However, there are always contrarians to every arguement. Quoting from an article titled ‘Some Members See QE End Before End of 2013: Fed’ – by reuters 'Pimco's Bill Gross told CNBC it was "a little bit of a surprise" that there was some dissension but that he expected the three Fed members that drive policy — Bernanke, Yellen and Dudley — would continue maintain control. After announcing new targets that centred around 6.5% unemployment and 2.5% inflation for one to two years, Gross said, "Unless we broached 6.5% unemployment on the downside and unless inflation was accelerating beyond 2.5% that quantitative easing would continue. We simply think they have very little choice absent those two conditions."
Tomorrow, earning season kicks off with Alcoa being the first company to report results. Citi came up with a report on the company this morning before the results. These are the salient points, 'Alcoa starts off the earnings season after the market closes next Tuesday. We expect the company to post EPS of $0.04, below the consensus estimate of $0.06 that will likely settle lower before the company issues results. Compared to 3Q EPS of $0.03, the improvement in aluminum pricing should be somewhat offset by a weaker USD and seasonal slowdown in the downstream businesses. Given the modest earnings expectations relative to AA’s share price, we doubt a penny beat or miss will matter much. What should matter more is the company’s downstream business outlook given that Rolled Products and Engineered Products combined accounts for an estimated 65% of segment EBITDA and 93% of segment ATOI in 2012.'
Stock to watch: BMW
Bloomberg – Bayerische Motoren Werke AG’s BMW sales surged 39% in the U.S. in December to top Daimler AG’s Mercedes-Benz in luxury-auto deliveries for the year as U.S. light-vehicle sales reached the highest level since 2007. With a 72% increase in 5 Series deliveries last month, Munich-based BMW boosted its annual total by 14 percent to a record 281,460, edging out Mercedes for a second straight year. Toyota Motor Corp.’s Lexus, the U.S. luxury champ for 11 years until 2011, was third at 244,166 after a 23% jump.

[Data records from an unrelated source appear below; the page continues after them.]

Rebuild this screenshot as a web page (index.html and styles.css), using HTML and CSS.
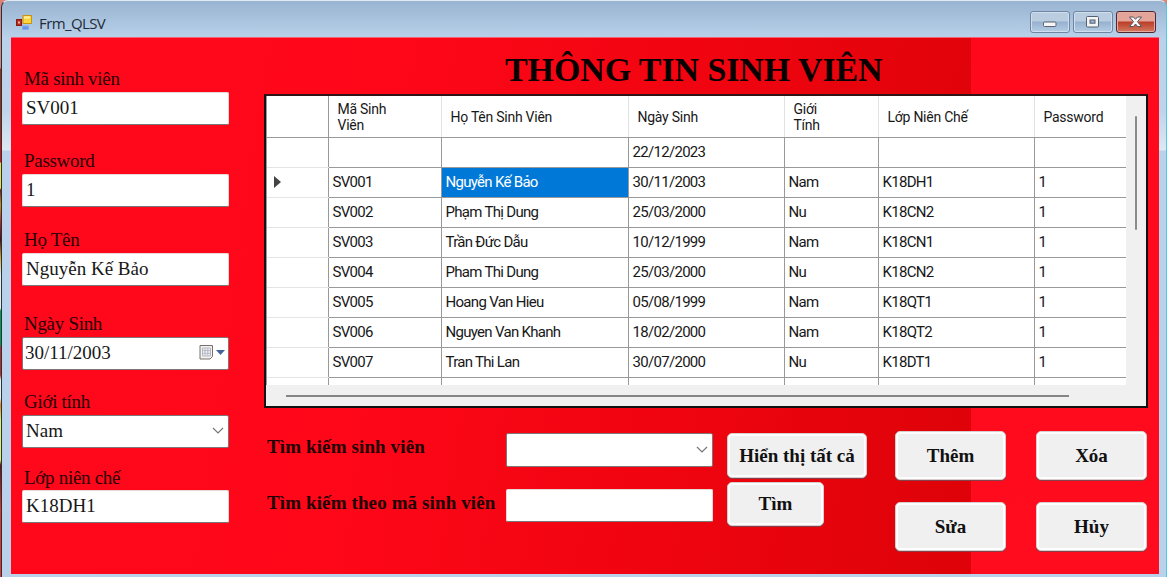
FILE: index.html
```
<!DOCTYPE html>
<html lang="vi">
<head>
<meta charset="utf-8">
<title>Frm_QLSV</title>
<link rel="stylesheet" href="styles.css">
</head>
<body>
<div class="window">
  <header class="titlebar">
    <svg class="app-icon" width="16" height="16" viewBox="0 0 16 16"><rect x=".5" y="5.500" width="5" height="6" fill="#b52a20" stroke="#861c14"/><rect x="2" y="7.500" width="2" height="2" fill="#f4b0a0"/><rect x="7" y="1.500" width="8.500" height="8" fill="#ffd33c" stroke="#c99413"/><path d="M8 2.500h6v2H8z" fill="#fff0a6"/><rect x="6.500" y="12" width="6" height="3.500" fill="#6794e4" stroke="#86aceb"/></svg>
    <span class="caption">Frm_QLSV</span>
    <div class="controls">
      <span class="control"><svg width="38" height="20" viewBox="0 0 38 20"><rect x="12.500" y="10" width="12.500" height="4.500" rx="1" fill="#f6f6f6" stroke="#5a6472"/></svg></span>
      <span class="control"><svg width="38" height="20" viewBox="0 0 38 20"><rect x="12.500" y="4.500" width="12" height="10.500" rx="1" fill="#f4f4f4" stroke="#536070"/><rect x="16" y="8" width="5" height="3.200" fill="#9cb4ce" stroke="#536070"/></svg></span>
      <span class="control close"><svg width="38" height="20" viewBox="0 0 38 20"><path d="M12.500 5h4l2 2.300 2-2.300h4l-4 4.700 4 4.800h-4l-2-2.500-2 2.500h-4l4-4.800z" fill="#f8f8f8" stroke="#59555f"/></svg></span>
    </div>
  </header>
  <main class="form">
    <section class="details">
      <label>Mã sinh viên</label><div class="field">SV001</div>
      <label>Password</label><div class="field">1</div>
      <label>Họ Tên</label><div class="field">Nguyễn Kế Bảo</div>
      <label>Ngày Sinh</label><div class="field boxed date">30/11/2003
        <svg width="28" height="18" viewBox="0 0 28 18"><path d="M2 1.500h12.500v11l-2.500 2.500H2z" fill="#f3f1ef" stroke="#77706c"/><path d="M4.500 4h8v8h-8zM4.500 6.600h8M4.500 9.300h8M7 4v8M9.800 4v8" fill="none" stroke="#b5bac7"/><path d="M18 6h9l-4.500 5z" fill="#41659a"/></svg></div>
      <label>Giới tính</label><div class="field boxed combo">Nam
        <svg width="12" height="8" viewBox="0 0 12 8"><path d="M1 1l5 5 5-5" fill="none" stroke="#777" stroke-width="1.200"/></svg></div>
      <label>Lớp niên chế</label><div class="field">K18DH1</div>
    </section>
    <section class="content">
      <h1>THÔNG TIN SINH VIÊN</h1>
      <div class="grid">
        <div class="viewport">
          <table>
            <colgroup><col class="c0"><col class="c1"><col class="c2"><col class="c3"><col class="c4"><col class="c5"><col class="c6"></colgroup>
            <thead><tr><th></th><th>Mã Sinh<br>Viên</th><th>Họ Tên Sinh Viên</th><th>Ngày Sinh</th><th>Giới<br>Tính</th><th>Lớp Niên Chế</th><th>Password</th></tr></thead>
            <tbody>
              <tr><td></td><td></td><td></td><td>22/12/2023</td><td></td><td></td><td></td></tr>
              <tr><td><svg class="marker" width="7" height="12" viewBox="0 0 7 12"><path d="M0 0l7 6-7 6z" fill="#444"/></svg></td><td>SV001</td><td class="selected">Nguyễn Kế Bảo</td><td>30/11/2003</td><td>Nam</td><td>K18DH1</td><td>1</td></tr>
              <tr><td></td><td>SV002</td><td>Phạm Thị Dung</td><td>25/03/2000</td><td>Nu</td><td>K18CN2</td><td>1</td></tr>
              <tr><td></td><td>SV003</td><td>Trần Đức Dẫu</td><td>10/12/1999</td><td>Nam</td><td>K18CN1</td><td>1</td></tr>
              <tr><td></td><td>SV004</td><td>Pham Thi Dung</td><td>25/03/2000</td><td>Nu</td><td>K18CN2</td><td>1</td></tr>
              <tr><td></td><td>SV005</td><td>Hoang Van Hieu</td><td>05/08/1999</td><td>Nam</td><td>K18QT1</td><td>1</td></tr>
              <tr><td></td><td>SV006</td><td>Nguyen Van Khanh</td><td>18/02/2000</td><td>Nam</td><td>K18QT2</td><td>1</td></tr>
              <tr><td></td><td>SV007</td><td>Tran Thi Lan</td><td>30/07/2000</td><td>Nu</td><td>K18DT1</td><td>1</td></tr>
              <tr><td></td><td></td><td></td><td></td><td></td><td></td><td></td></tr>
            </tbody>
          </table>
        </div>
        <div class="vscroll"><i></i></div>
        <div class="hscroll"><i></i></div>
      </div>
      <div class="footer">
        <div class="search">
          <label>Tìm kiếm sinh viên</label><div class="field boxed combo"><svg width="12" height="8" viewBox="0 0 12 8"><path d="M1 1l5 5 5-5" fill="none" stroke="#777" stroke-width="1.200"/></svg></div>
          <label>Tìm kiếm theo mã sinh viên</label><div class="field"></div>
        </div>
        <div class="search-buttons"><button>Hiển thị tất cả</button><button class="find">Tìm</button></div>
        <div class="actions"><button>Thêm</button><button>Xóa</button><button>Sửa</button><button>Hủy</button></div>
      </div>
    </section>
  </main>
</div>
</body>
</html>
```

FILE: styles.css
```
* { box-sizing: border-box; }
body {
  margin: 0;
  width: 1167px;
  height: 577px;
  overflow: hidden;
  padding-left: 1px;
  background: linear-gradient(#dc8278 0 68px, #a32d13 69px 125px, #e80b0b 150px 162px, #f4df3b 163px 188px, #7e1c0c 190px, #d49113 205px, #ca2a24 220px, #5c0b06 240px, #dfa62a 258px, #eee 275px 308px, #079b48 311px 344px, #c92622 348px 375px, #eee 380px 398px, #f17b16 405px, #e8ef68 420px 460px, #760b09 465px, #ef3020 510px 577px);
}
.window {
  display: flex;
  flex-direction: column;
  width: 1166px;
  height: 577px;
  padding: 0 7px 2px 9px;
  border-left: 1px solid #20343e;
  border-right: 1px solid #4ccbe6;
  border-top: 1px solid #dfeaf3;
  border-radius: 7px 7px 0 0;
  background: linear-gradient(#99b4d1 0, #b9d1ea 37px, #bfd4eb 110px, #dce8f4 149px, #b9d1ea 150px);
}
.titlebar { display: flex; height: 36px; flex: none; padding-left: 5px; }
.app-icon { margin-top: 13px; }
.caption {
  margin: 12px 0 0 7px;
  font: 15px/20px "Open Sans", "Noto Sans", sans-serif;
  letter-spacing: -0.6px;
  color: #222b35;
}
.controls { display: flex; gap: 3px; margin: 10px 3px 0 auto; }
.control {
  width: 40px;
  height: 22px;
  border: 1px solid #6e86a2;
  border-radius: 3px;
  box-shadow: inset 0 0 0 1px #d0deed;
  background: linear-gradient(#b9cce0 0 45%, #96b1cf 50%, #b5cde5);
}
.control svg { display: block; }
.close {
  border-color: #512633;
  box-shadow: inset 0 0 0 1px #e6aaa0;
  background: linear-gradient(#e3a499 0 45%, #bb3d28 50%, #d37a60);
}
.form {
  display: flex;
  height: 537px;
  flex: none;
  border-top: 1px solid #f06473;
  background:
    linear-gradient(#ff081c, #ff0c1e) 960px 0 / 200px 100% no-repeat,
    linear-gradient(98deg, #ff081c 0, #ff0719 31%, #ef040f 59%, #df0309 82%);
  font-family: "Liberation Serif", "Times New Roman", serif;
  font-size: 19px;
  color: #080000;
}
.details {
  display: grid;
  grid-template-rows: 26px 33px 49px 33px 46px 33px 51px 33px 45px 33px 42px 33px;
  flex: none;
  align-content: start;
  width: 218px;
  margin: 28px 24px 0 11px;
}
.details label {
  align-self: end;
  line-height: 22px;
  padding: 0 0 2px 2px;
  color: #250004;
  letter-spacing: -0.3px;
}
.details label:last-of-type { padding-bottom: 1px; }
.field {
  display: flex;
  align-items: center;
  width: 207px;
  height: 33px;
  padding: 0 3px 1px;
  border: 1px solid #ead8d8;
  border-bottom-color: #777;
  border-radius: 2px;
  background: #fff;
  color: #171717;
  white-space: nowrap;
}
.boxed { border-color: #817578; }
.field svg { margin-left: auto; }
.combo svg { margin-right: 1px; }
.date { padding: 0 2px 1px; }
.details .field:last-child { margin-top: 0; }
.content { width: 885px; flex: none; }
h1 {
  width: 378px;
  height: 56px;
  margin: 0 0 0 241px;
  padding-top: 11px;
  font-size: 34px;
  line-height: 41px;
  letter-spacing: -0.1px;
  white-space: nowrap;
}
.grid {
  display: grid;
  grid-template: 289px 21px / 860px 20px;
  width: 884px;
  height: 314px;
  border: 2px solid #111;
  border-top-color: #301416;
  background: #f0f0f0;
}
.viewport { overflow: hidden; background: #fff; border-left: 1px solid #999; }
table {
  width: 859px;
  table-layout: fixed;
  border-collapse: collapse;
  font: 15px/16px Roboto, sans-serif;
  letter-spacing: -0.7px;
  color: #181818;
}
.c0 { width: 61px; } .c1 { width: 113px; } .c2 { width: 187px; } .c3 { width: 156px; }
.c4 { width: 94px; } .c5 { width: 156px; } .c6 { width: 92px; }
thead tr { height: 41px; }
tbody tr { height: 30px; }
th {
  padding: 1px 8px 0 9px;
  font-weight: 400;
  font-size: 14px;
  letter-spacing: -0.25px;
  text-align: left;
  border-right: 1px solid #e2e2e2;
  border-bottom: 1px solid #999;
}
td { padding: 0 4px; border-right: 1px solid #999; border-bottom: 1px solid #999; }
td:first-child { padding-left: 7px; border-bottom-color: #e4e4e4; }
th:first-child { border-right-color: #999; }
th:last-child, td:last-child { border-right: 0; }
.marker { display: block; }
.selected { background: #0078d7; color: #fff; }
.vscroll { padding: 20px 0 0 9px; }
.vscroll i { display: block; width: 2px; height: 114px; background: #8a8a8a; border-radius: 1px; }
.hscroll { padding: 10px 0 0 20px; }
.hscroll i { display: block; width: 783px; height: 2px; background: #858585; }
.footer { display: flex; padding: 23px 0 0 2px; font-weight: 700; }
.search {
  display: grid;
  flex: none;
  grid-template: 34px 33px / 240px 207px;
  row-gap: 22px;
  padding-top: 2px;
}
.search label { padding-left: 1px; line-height: 27px; color: #200004; white-space: nowrap; letter-spacing: 0.12px; }
.search .boxed { height: 34px; }
.search-buttons { display: flex; flex: none; flex-direction: column; gap: 4px; margin: 2px 0 0 14px; width: 140px; }
button {
  width: 111px;
  height: 49px;
  padding: 0;
  border: 1px solid #d9cccc;
  border-radius: 5px;
  box-shadow: inset 0 0 0 2px #fdfdfd, 0 1px 0 #86404a;
  background: #f0f0f0;
  font: 700 19px "Liberation Serif", serif;
  color: #111;
  white-space: nowrap;
}
.search-buttons button { width: 140px; height: 45px; }
.search-buttons .find { width: 97px; height: 44px; }
.actions { display: grid; grid-template-columns: 111px 111px; gap: 22px 30px; align-content: start; margin-left: 28px; }
```
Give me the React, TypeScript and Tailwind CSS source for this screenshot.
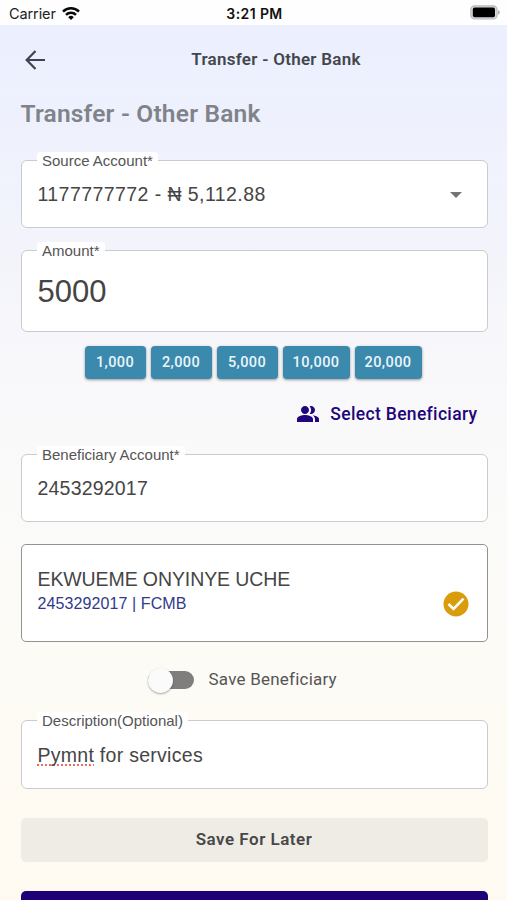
import type { ReactNode } from "react";

const AMOUNTS = [
  { label: "1,000", width: "w-[61px]" },
  { label: "2,000", width: "w-[61px]" },
  { label: "5,000", width: "w-[61px]" },
  { label: "10,000", width: "w-[67px]" },
  { label: "20,000", width: "w-[67px]" },
];

const SANS = "font-['Liberation_Sans',Arial,sans-serif]";

function StatusBar() {
  return (
    <div className="flex h-[25px] shrink-0 items-center bg-[#fefefe] pl-[9px] pr-[7px] font-['Inter',sans-serif] text-[#202124]">
      <div className="flex flex-1 items-center gap-[6px] pt-[2px]">
        <span className="text-[14.5px] leading-4 tracking-[-0.1px]">Carrier</span>
        <svg width="18" height="13" viewBox="0 0 18 13" fill="none" stroke="#080808" strokeWidth="2.5">
          <path d="M1 4.6a11.4 11.4 0 0 1 16 0" />
          <path d="M4 7.9a7.1 7.1 0 0 1 10 0" />
          <path d="M9 13 6.2 10.2a4 4 0 0 1 5.6 0Z" fill="#080808" stroke="none" />
        </svg>
      </div>
      <span className="pt-[2px] text-[14px] font-semibold leading-4 tracking-[0.4px] text-[#111]">3:21 PM</span>
      <div className="flex flex-1 justify-end">
        <svg width="30" height="15" viewBox="0 0 30 15">
          <rect x="0.8" y="0.8" width="26.2" height="13.2" rx="3.8" fill="#d8d8da" stroke="#b9b9bb" strokeWidth="1.2" />
          <rect x="2.8" y="2.6" width="22.2" height="9.6" rx="1.8" fill="#000" />
          <path d="M28 5.1v4.6q1.8-.7 1.8-2.3T28 5.1Z" fill="#aeaeb0" />
        </svg>
      </div>
    </div>
  );
}

function Field({ label, size, children }: { label: string; size: string; children: ReactNode }) {
  return (
    <div className={`relative flex items-center rounded-[6px] border-[1.5px] border-[#cbcbcd] bg-white px-[16px] pt-[2px] text-[#454545] ${SANS} ${size}`}>
      <span className="absolute -top-[9px] left-[15.5px] rounded-[4px] bg-white px-[5px] text-[15px] leading-[18px] text-[#555]">
        {label}
      </span>
      {children}
    </div>
  );
}

export default function App() {
  return (
    <div className="flex h-[900px] w-full flex-col overflow-hidden bg-[linear-gradient(180deg,#ebefff_0%,#eef1fd_13%,#f3f4fb_28%,#f8f8fb_40%,#fafaf9_56%,#fdfbf5_76%,#fffaf1_100%)] font-['Roboto',sans-serif]">
      <StatusBar />
      <header className="flex h-[69px] shrink-0 items-center pl-[23px] pr-[2px]">
        <svg width="24" height="24" viewBox="0 0 24 24" fill="none" stroke="#3f434b" strokeWidth="2.2">
          <path d="M22 12H4M12.5 3 3.7 12l8.8 9" />
        </svg>
        <h1 className="flex-1 text-center text-[17px] font-semibold tracking-[0.27px] text-[#43464d]">Transfer - Other Bank</h1>
      </header>
      <main className="flex flex-col pl-[20.5px] pr-[19.5px]">
        <h2 className="mt-[4px] h-[30px] text-[24.5px] font-semibold leading-[31px] tracking-[0.2px] text-[#808389]">Transfer - Other Bank</h2>

        <div className="mt-[32px] flex flex-col gap-[22px]">
          <Field label="Source Account*" size="h-[68px]">
            <span className="flex-1 text-[19.5px] tracking-[0.43px]">1177777772 - ₦ 5,112.88</span>
            <svg className="mr-[9px]" width="12" height="6" viewBox="0 0 12 6" fill="#757575">
              <path d="M0 0h12L6 6Z" />
            </svg>
          </Field>
          <Field label="Amount*" size="h-[82px]">
            <span className="text-[31px] leading-[34px]">5000</span>
          </Field>
        </div>

        <div className="ml-[64px] mt-[14px] flex gap-[5px]">
          {AMOUNTS.map((a) => (
            <button
              key={a.label}
              className={`h-[33px] rounded-[4px] bg-[#3b8aae] pt-px text-[14.5px] font-medium tracking-[0.4px] text-[#eaf5fa] shadow-[0_1px_3px_rgba(0,0,0,0.4)] ${a.width}`}
            >
              {a.label}
            </button>
          ))}
        </div>

        <div className="mt-[22px] flex h-[26px] items-center justify-end gap-[10px] pr-[10px] text-[#21057c]">
          <svg width="24" height="24" viewBox="0 0 24 24" fill="currentColor">
            <path d="M16.67 13.13C18.04 14.06 19 15.32 19 17v3h4v-3c0-2.18-3.57-3.47-6.33-3.87zM15 12c2.21 0 4-1.79 4-4s-1.79-4-4-4c-.47 0-.91.1-1.33.24a5.98 5.98 0 0 1 0 7.52c.42.14.86.24 1.33.24zM9 12c2.21 0 4-1.79 4-4s-1.79-4-4-4-4 1.79-4 4 1.79 4 4 4zm0 1c-2.67 0-8 1.34-8 4v3h16v-3c0-2.66-5.33-4-8-4z" />
          </svg>
          <span className="text-[17.5px] font-medium tracking-[0.33px]">Select Beneficiary</span>
        </div>

        <div className="mt-[27px] flex flex-col">
          <Field label="Beneficiary Account*" size="h-[68px]">
            <span className="text-[19.5px] tracking-[0.2px]">2453292017</span>
          </Field>
        </div>

        <div className={`mt-[22px] flex h-[98px] items-center justify-between rounded-[5px] border-[1.5px] border-[#929292] bg-white pl-[16px] pr-[18px] ${SANS}`}>
          <div className="pb-[4px]">
            <div className="text-[19.5px] leading-[25px] tracking-[-0.1px] text-[#454545]">EKWUEME ONYINYE UCHE</div>
            <div className="text-[16px] leading-[23px] tracking-[0.1px] text-[#303a88]">2453292017 | FCMB</div>
          </div>
          <svg className="mt-[22px]" width="26" height="26" viewBox="0 0 26 26">
            <circle cx="13" cy="13" r="12.5" fill="#d99c0b" />
            <path d="m5.5 13 5 5 10-10.4" fill="none" stroke="#fff" strokeWidth="2.6" />
          </svg>
        </div>

        <div className="ml-[127.5px] mt-[22px] flex h-[32px] items-center">
          <div className="flex h-[18px] w-[46px] items-center rounded-full bg-[#7f7e7c]">
            <div className="h-[25px] w-[25px] shrink-0 rounded-full bg-[#fbfbfb] shadow-[0_1px_2px_rgba(0,0,0,0.35)]" />
          </div>
          <span className="ml-[14.5px] text-[17px] tracking-[0.22px] text-[#555]">Save Beneficiary</span>
        </div>

        <div className="mt-[24px] flex flex-col">
          <Field label="Description(Optional)" size="h-[69px]">
            <span className="text-[19.5px] tracking-[0.28px]">
              <span className="underline decoration-[#ee6c66] decoration-dotted decoration-2 underline-offset-[3px] [text-decoration-skip-ink:none]">Pymnt</span> for services
            </span>
          </Field>
        </div>

        <button className="mt-[29px] h-[44px] rounded-[5px] bg-[#efece6] text-[17px] font-semibold tracking-[0.5px] text-[#484848]">
          Save For Later
        </button>
        <button aria-label="Continue" className="mt-[29px] h-[44px] shrink-0 rounded-[5px] bg-[#1e0077]" />
      </main>
    </div>
  );
}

Growing sales by the top luxury brands helped push the industry to a total of 14.5 million deliveries, the most in a half-decade and the first three-year streak of at least 10% increases since 1973. Last year’s 13 percent increase was the biggest since 1984. Analysts project further growth this year to 15.1 million annual light-vehicle sales, the average of 18 estimates in a Bloomberg survey. “The U.S. is ready to become the cash cow again,” said Rebecca Lindland, analyst with IHS Automotive in Norwalk, Connecticut. “Right now, we are the brightest bulb in the chandelier.”
U.S. automakers General Motors Co., Ford Motor Co. and Chrysler Group LLC all beat estimates for December sales while major Asian automakers missed. For the year, GM’s share fell to the lowest level since 1924, while Chrysler surprised analysts by gaining more market share than any automaker other than Toyota and Honda Motor Co.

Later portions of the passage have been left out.